4. Wide shot, Council
5. SOUNDBITE (English) António Guterres, Secretary-General, United Nations:
“The power imbalance between men and women remains the most stubborn and persistent of all inequalities. It finds its expression in many ways. In the rising rates of violence and misogyny that women and girls face in every society. In the extreme under-representation of women in decision-making positions. And certainly, in the myriad challenges faced by women in situations of conflict.”
6. Wide shot, Council
7. SOUNDBITE (English) António Guterres, Secretary-General, United Nations:
“Last month, the Deputy Secretary-General travelled to Somalia to support the 30 percent quota for women in the upcoming elections there. Upon her return, she was met with expressions of support from Council members. The time has come to transform these words of support into action – not just in Somalia, but across all countries under discussion at this Council.”
8. Med shot, delegates
9. SOUNDBITE (English) Sima Sami Bahous, Executive Director, United Nations Entity for Gender Equality and the Empowerment of Women (UN Women):
“It has been 21 years since you passed Security Council resolution 1325 in this very chamber. Yet, we still meet to discuss the limited progress made. The doors that Security Council resolution 1325 was meant to burst open have let in only a glimmer of light. As women, as peacebuilders, as development practitioners, we take that glimmer, and we fight.”
10. Wide shot, Council

STORYLINE:

Addressing the Security Council annual debate on women, peace and security today (21 Oct), Secretary-General António Guterres said, “today, women’s leadership is a cause, tomorrow, it must be the norm,” stressing that “we can no longer exclude one half of humanity from international peace and security.”
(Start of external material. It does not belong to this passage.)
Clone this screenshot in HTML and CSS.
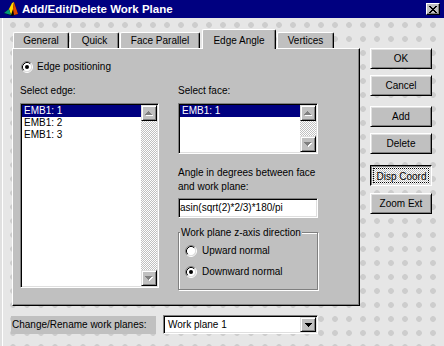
FILE: index.html
```html
<!DOCTYPE html>
<html>
<head>
<meta charset="utf-8">
<title>Add/Edit/Delete Work Plane</title>
<link rel="stylesheet" href="styles.css">
</head>
<body>
<div class="window">
  <div class="titlebar">
    <svg class="app-icon" width="16" height="16" viewBox="0 0 16 16">
      <path d="M1 12 L6 8 L9 2 L11 1 L13 7 L15 13 L9 15 Z" fill="#000"/>
      <path d="M6 8 L9 2 L11 1 L10 8 L8 14 Z" fill="#ffd800"/>
      <path d="M10 8 L11 1 L13 7 L15 13 L11 14 Z" fill="#e04800"/>
      <path d="M1 12 L6 8 L8 14 Z" fill="#009878"/>
    </svg>
    <span class="title">Add/Edit/Delete Work Plane</span>
    <span class="close">
      <svg width="8" height="7" viewBox="0 0 8 7" shape-rendering="crispEdges">
        <path d="M0 0h2v1h-2z M6 0h2v1h-2z M1 1h2v1h-2z M5 1h2v1h-2z M2 2h4v1h-4z M3 3h2v1h-2z M2 4h4v1h-4z M1 5h2v1h-2z M5 5h2v1h-2z M0 6h2v1h-2z M6 6h2v1h-2z" fill="#000"/>
      </svg>
    </span>
  </div>
  <div class="client">
    <div class="main">
      <div class="tabs">
        <div class="tab tab-general">General</div>
        <div class="tab tab-quick">Quick</div>
        <div class="tab tab-face">Face Parallel</div>
        <div class="tab tab-edge selected">Edge Angle</div>
        <div class="tab tab-vert">Vertices</div>
      </div>
      <div class="panel">
        <div class="radio-row first-radio">
          <svg class="radio" width="12" height="12" viewBox="0 0 12 12">
            <circle cx="6" cy="6" r="4.5" fill="#fff"/>
            <path d="M9.89 2.11 A5.5 5.5 0 0 0 2.11 9.89" stroke="#808080" fill="none"/>
            <path d="M2.11 9.89 A5.5 5.5 0 0 0 9.89 2.11" stroke="#fff" fill="none"/>
            <path d="M9.18 2.82 A4.5 4.5 0 0 0 2.82 9.18" stroke="#000" fill="none"/>
            <path d="M2.82 9.18 A4.5 4.5 0 0 0 9.18 2.82" stroke="#dfdfdf" fill="none"/>
            <circle cx="6" cy="6" r="2" fill="#000"/>
          </svg>
          <span>Edge positioning</span>
        </div>
        <div class="cols">
          <div class="col-left">
            <div class="lbl">Select edge:</div>
            <div class="listbox edge-list">
              <div class="items">
                <div class="item sel">EMB1: 1</div>
                <div class="item">EMB1: 2</div>
                <div class="item">EMB1: 3</div>
              </div>
              <div class="vscroll">
                <div class="sbtn">
                  <svg width="8" height="5" viewBox="0 0 8 5" shape-rendering="crispEdges">
                    <path d="M4 1h1v1h1v1h1v1h1v1H1V4h1V3h1V2h1z" fill="#fff"/>
                    <path d="M3 0h1v1h1v1h1v1h1v1H0V3h1V2h1V1h1z" fill="#808080"/>
                  </svg>
                </div>
                <div class="track"></div>
                <div class="sbtn">
                  <svg width="8" height="5" viewBox="0 0 8 5" shape-rendering="crispEdges">
                    <path d="M1 1h7v1h-1v1h-1v1h-1v1h-1v-1h-1v-1h-1v-1H1z" fill="#fff"/>
                    <path d="M0 0h7v1h-1v1h-1v1h-1v1h-1v-1h-1v-1h-1v-1H0z" fill="#808080"/>
                  </svg>
                </div>
              </div>
            </div>
          </div>
          <div class="col-right">
            <div class="lbl">Select face:</div>
            <div class="listbox face-list">
              <div class="items">
                <div class="item sel">EMB1: 1</div>
              </div>
              <div class="vscroll">
                <div class="sbtn">
                  <svg width="8" height="5" viewBox="0 0 8 5" shape-rendering="crispEdges">
                    <path d="M4 1h1v1h1v1h1v1h1v1H1V4h1V3h1V2h1z" fill="#fff"/>
                    <path d="M3 0h1v1h1v1h1v1h1v1H0V3h1V2h1V1h1z" fill="#808080"/>
                  </svg>
                </div>
                <div class="track"></div>
                <div class="sbtn">
                  <svg width="8" height="5" viewBox="0 0 8 5" shape-rendering="crispEdges">
                    <path d="M1 1h7v1h-1v1h-1v1h-1v1h-1v-1h-1v-1h-1v-1H1z" fill="#fff"/>
                    <path d="M0 0h7v1h-1v1h-1v1h-1v1h-1v-1h-1v-1h-1v-1H0z" fill="#808080"/>
                  </svg>
                </div>
              </div>
            </div>
            <div class="angle-lbl">Angle in degrees between face<br>and work plane:</div>
            <div class="textbox">asin(sqrt(2)*2/3)*180/pi</div>
            <fieldset class="group">
              <legend>Work plane z-axis direction</legend>
              <div class="radio-row">
                <svg class="radio" width="12" height="12" viewBox="0 0 12 12">
                  <circle cx="6" cy="6" r="4.5" fill="#fff"/>
                  <path d="M9.89 2.11 A5.5 5.5 0 0 0 2.11 9.89" stroke="#808080" fill="none"/>
                  <path d="M2.11 9.89 A5.5 5.5 0 0 0 9.89 2.11" stroke="#fff" fill="none"/>
                  <path d="M9.18 2.82 A4.5 4.5 0 0 0 2.82 9.18" stroke="#000" fill="none"/>
                  <path d="M2.82 9.18 A4.5 4.5 0 0 0 9.18 2.82" stroke="#dfdfdf" fill="none"/>
                </svg>
                <span>Upward normal</span>
              </div>
              <div class="radio-row second">
                <svg class="radio" width="12" height="12" viewBox="0 0 12 12">
                  <circle cx="6" cy="6" r="4.5" fill="#fff"/>
                  <path d="M9.89 2.11 A5.5 5.5 0 0 0 2.11 9.89" stroke="#808080" fill="none"/>
                  <path d="M2.11 9.89 A5.5 5.5 0 0 0 9.89 2.11" stroke="#fff" fill="none"/>
                  <path d="M9.18 2.82 A4.5 4.5 0 0 0 2.82 9.18" stroke="#000" fill="none"/>
                  <path d="M2.82 9.18 A4.5 4.5 0 0 0 9.18 2.82" stroke="#dfdfdf" fill="none"/>
                  <circle cx="6" cy="6" r="2" fill="#000"/>
                </svg>
                <span>Downward normal</span>
              </div>
            </fieldset>
          </div>
        </div>
      </div>
      <div class="bottom">
        <span class="combo-label">Change/Rename work planes:</span>
        <div class="combo">
          <span class="combo-text">Work plane 1</span>
          <span class="sbtn combo-btn">
            <svg width="7" height="4" viewBox="0 0 7 4" shape-rendering="crispEdges">
              <path d="M0 0h7v1h-1v1h-1v1h-1v1h-1v-1h-1v-1h-1v-1H0z" fill="#000"/>
            </svg>
          </span>
        </div>
      </div>
    </div>
    <div class="buttons">
      <div class="btn b-ok">OK</div>
      <div class="btn b-cancel">Cancel</div>
      <div class="btn b-add">Add</div>
      <div class="btn b-delete">Delete</div>
      <div class="btn b-disp pressed"><span class="focus">Disp Coord</span></div>
      <div class="btn b-zoom">Zoom Ext</div>
    </div>
  </div>
</div>
</body>
</html>
```
FILE: styles.css
```css
* { box-sizing: border-box; }
html, body { margin: 0; padding: 0; }
body {
  width: 444px;
  height: 346px;
  overflow: hidden;
  font: 10px/13px "Liberation Sans", Arial, sans-serif;
  color: #000;
  background: #e4e4e4;
}
.window {
  width: 444px;
  height: 346px;
  display: flex;
  flex-direction: column;
}
.titlebar {
  height: 18px;
  flex: none;
  background: #000080;
  display: flex;
  align-items: center;
  padding: 0 4px 0 3px;
}
.app-icon { display: block; flex: none; }
.title {
  color: #fff;
  font-weight: bold;
  font-size: 11.5px;
  line-height: 18px;
  margin-left: 3px;
  white-space: nowrap;
}
.close {
  margin-left: auto;
  width: 14px;
  height: 12px;
  background: #c0c0c0;
  border: 1px solid;
  border-color: #fff #000 #000 #fff;
  box-shadow: inset -1px -1px #808080;
  display: flex;
  align-items: center;
  justify-content: center;
}
.close svg { display: block; }

.client {
  flex: 1;
  display: flex;
  align-items: flex-start;
  padding: 11px 0 0 12px;
  background-color: #e6e6e6;
  background-image: radial-gradient(circle, #cdcdcd 0 2.5px, transparent 3.2px);
  background-size: 14px 14px;
  background-position: 6px 0;
  box-shadow: inset 2px 0 #e0e0e0, inset 3px 0 #fff;
}
.main {
  width: 348px;
  display: flex;
  flex-direction: column;
}

/* Tabs */
.tabs {
  display: flex;
  align-items: flex-end;
  height: 20px;
  margin-bottom: -1px;
  padding-left: 1px;
}
.tab {
  height: 17px;
  background: #c0c0c0;
  border: 1px solid;
  border-color: #fff #000 #c0c0c0 #fff;
  border-bottom-width: 0;
  border-radius: 2px 2px 0 0;
  box-shadow: inset -1px 0 #808080;
  padding-top: 1px;
  text-align: center;
  line-height: 13px;
  white-space: nowrap;
}
.tab.selected {
  position: relative;
  z-index: 1;
  height: 20px;
  padding-top: 4px;
}
.tab-general { width: 56px; }
.tab-quick { width: 49px; margin-left: 1px; }
.tab-face { width: 80px; margin-left: 1px; }
.tab-edge { width: 74px; margin-left: 2px; }
.tab-vert { width: 57px; margin-left: 1px; }

/* Panel */
.panel {
  position: relative;
  height: 258px;
  background: #c0c0c0;
  border: 1px solid;
  border-color: #fff #000 #000 #fff;
  box-shadow: inset -1px -1px #808080;
  padding: 11px 0 0 7px;
}
.radio-row {
  display: flex;
  align-items: center;
  height: 13px;
  gap: 5px;
  white-space: nowrap;
}
.radio { display: block; flex: none; }
.first-radio { margin-left: 1px; gap: 4px; }
.cols {
  display: flex;
  gap: 19px;
  margin-top: 11px;
}
.col-left { width: 139px; }
.col-right { width: 140px; }
.lbl { height: 13px; margin-bottom: 6px; }

.listbox {
  display: flex;
  background: #fff;
  border: 1px solid;
  border-color: #808080 #fff #fff #808080;
  box-shadow: inset 1px 1px #000, inset -1px -1px #dfdfdf;
  padding: 1px;
}
.edge-list { height: 185px; }
.face-list { height: 51px; }
.items {
  flex: 1;
  display: flex;
  flex-direction: column;
}
.item {
  height: 12px;
  line-height: 12px;
  padding-left: 2px;
  white-space: nowrap;
}
.item.sel { background: #000080; color: #fff; }
.vscroll {
  width: 16px;
  display: flex;
  flex-direction: column;
}
.track {
  flex: 1;
  background: repeating-conic-gradient(#c0c0c0 0 25%, #fff 0 50%) 0 0 / 2px 2px;
}
.sbtn {
  height: 16px;
  flex: none;
  background: #c0c0c0;
  border: 1px solid;
  border-color: #dfdfdf #000 #000 #dfdfdf;
  box-shadow: inset 1px 1px #fff, inset -1px -1px #808080;
  display: flex;
  align-items: center;
  justify-content: center;
}
.sbtn svg { display: block; }

.angle-lbl {
  margin-top: 12px;
  line-height: 14px;
  white-space: nowrap;
}
.textbox {
  margin-top: 4px;
  height: 20px;
  background: #fff;
  border: 1px solid;
  border-color: #808080 #fff #fff #808080;
  box-shadow: inset 1px 1px #000, inset -1px -1px #dfdfdf;
  padding: 2px 0 0 1px;
  white-space: nowrap;
}
.group {
  margin: 8px 0 0 0;
  padding: 5px 0 11px 6px;
  border: 1px solid #808080;
  box-shadow: 1px 1px 0 #fff, inset 1px 1px 0 #fff;
  min-width: 0;
}
.group legend {
  padding: 0 1px;
  margin-left: -5px;
  line-height: 13px;
  background: #c0c0c0;
  white-space: nowrap;
}
.group .second { margin-top: 8px; }

/* Bottom row */
.bottom {
  display: flex;
  align-items: flex-start;
  margin-top: 9px;
  margin-left: -1px;
}
.combo-label {
  margin-top: 1px;
  width: 145px;
  height: 18px;
  line-height: 18px;
  padding-left: 1px;
  background: #c0c0c0;
  white-space: nowrap;
}
.combo {
  margin-left: 7px;
  width: 155px;
  height: 19px;
  background: #fff;
  border: 1px solid;
  border-color: #808080 #fff #fff #808080;
  box-shadow: inset 1px 1px #000, inset -1px -1px #dfdfdf;
  padding: 1px;
  display: flex;
}
.combo-text {
  flex: 1;
  padding-left: 3px;
  line-height: 15px;
  white-space: nowrap;
}
.combo-btn { width: 16px; height: 15px; }

/* Buttons */
.buttons {
  width: 62px;
  margin-left: 10px;
  margin-top: 19px;
  display: flex;
  flex-direction: column;
}
.btn {
  height: 21px;
  background: #c0c0c0;
  border: 1px solid;
  border-color: #fff #000 #000 #fff;
  box-shadow: inset 1px 1px #dfdfdf, inset -1px -1px #808080;
  display: flex;
  align-items: center;
  justify-content: center;
  white-space: nowrap;
}
.b-cancel { margin-top: 6px; }
.b-add { margin-top: 10px; }
.b-delete { margin-top: 6px; }
.b-disp { margin-top: 11px; }
.b-zoom { margin-top: 7px; }
.btn.pressed {
  border-color: #000 #fff #fff #000;
  box-shadow: inset 1px 1px #808080, inset -1px -1px #dfdfdf;
  background: repeating-conic-gradient(#c0c0c0 0 25%, #fff 0 50%) 0 0 / 2px 2px;
  padding: 2px;
  align-items: stretch;
}
.focus {
  flex: 1;
  border: 1px dotted #000;
  display: flex;
  align-items: center;
  justify-content: center;
  padding-top: 1px;
  padding-left: 1px;
}
```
Guterres said, “too often, women remain on the periphery of formal peace processes. And they’re largely excluded from rooms where decisions are made.”

He said, “the power imbalance between men and women remains the most stubborn and persistent of all inequalities. It finds its expression in many ways. In the rising rates of violence and misogyny that women and girls face in every society. In the extreme under-representation of women in decision-making positions. And certainly, in the myriad challenges faced by women in situations of conflict.”

The Secretary-General noted that upon Deputy Secretary-General Amina Mohamed’s return from Somalia, where she travelled last month to support the 30 percent quota for women in the upcoming elections, “she was met with expressions of support from Council members.”

He said, “the time has come to transform these words of support into action – not just in Somalia, but across all countries under discussion at this Council.”

UN Women Executive Director Sima Sami Bahous told the Council that 21 years since it adopted resolution 1325, “we still meet to discuss the limited progress made.”

She said, “the doors that Security Council resolution 1325 was meant to burst open have let in only a glimmer of light. As women, as peacebuilders, as development practitioners, we take that glimmer, and we fight.”

Resolution 1325 was the first landmark Security Council resolution on women, peace and security. The resolution addresses the impact of war on women and the importance of women’s full and equal participation in conflict resolution, peacebuilding, peacekeeping, humanitarian response and in post-conflict reconstruction. The resolution also calls for special measures to protect women and girls from conflict-related sexual violence and outlines gender-related responsibilities of the United Nations in different political and programmatic areas.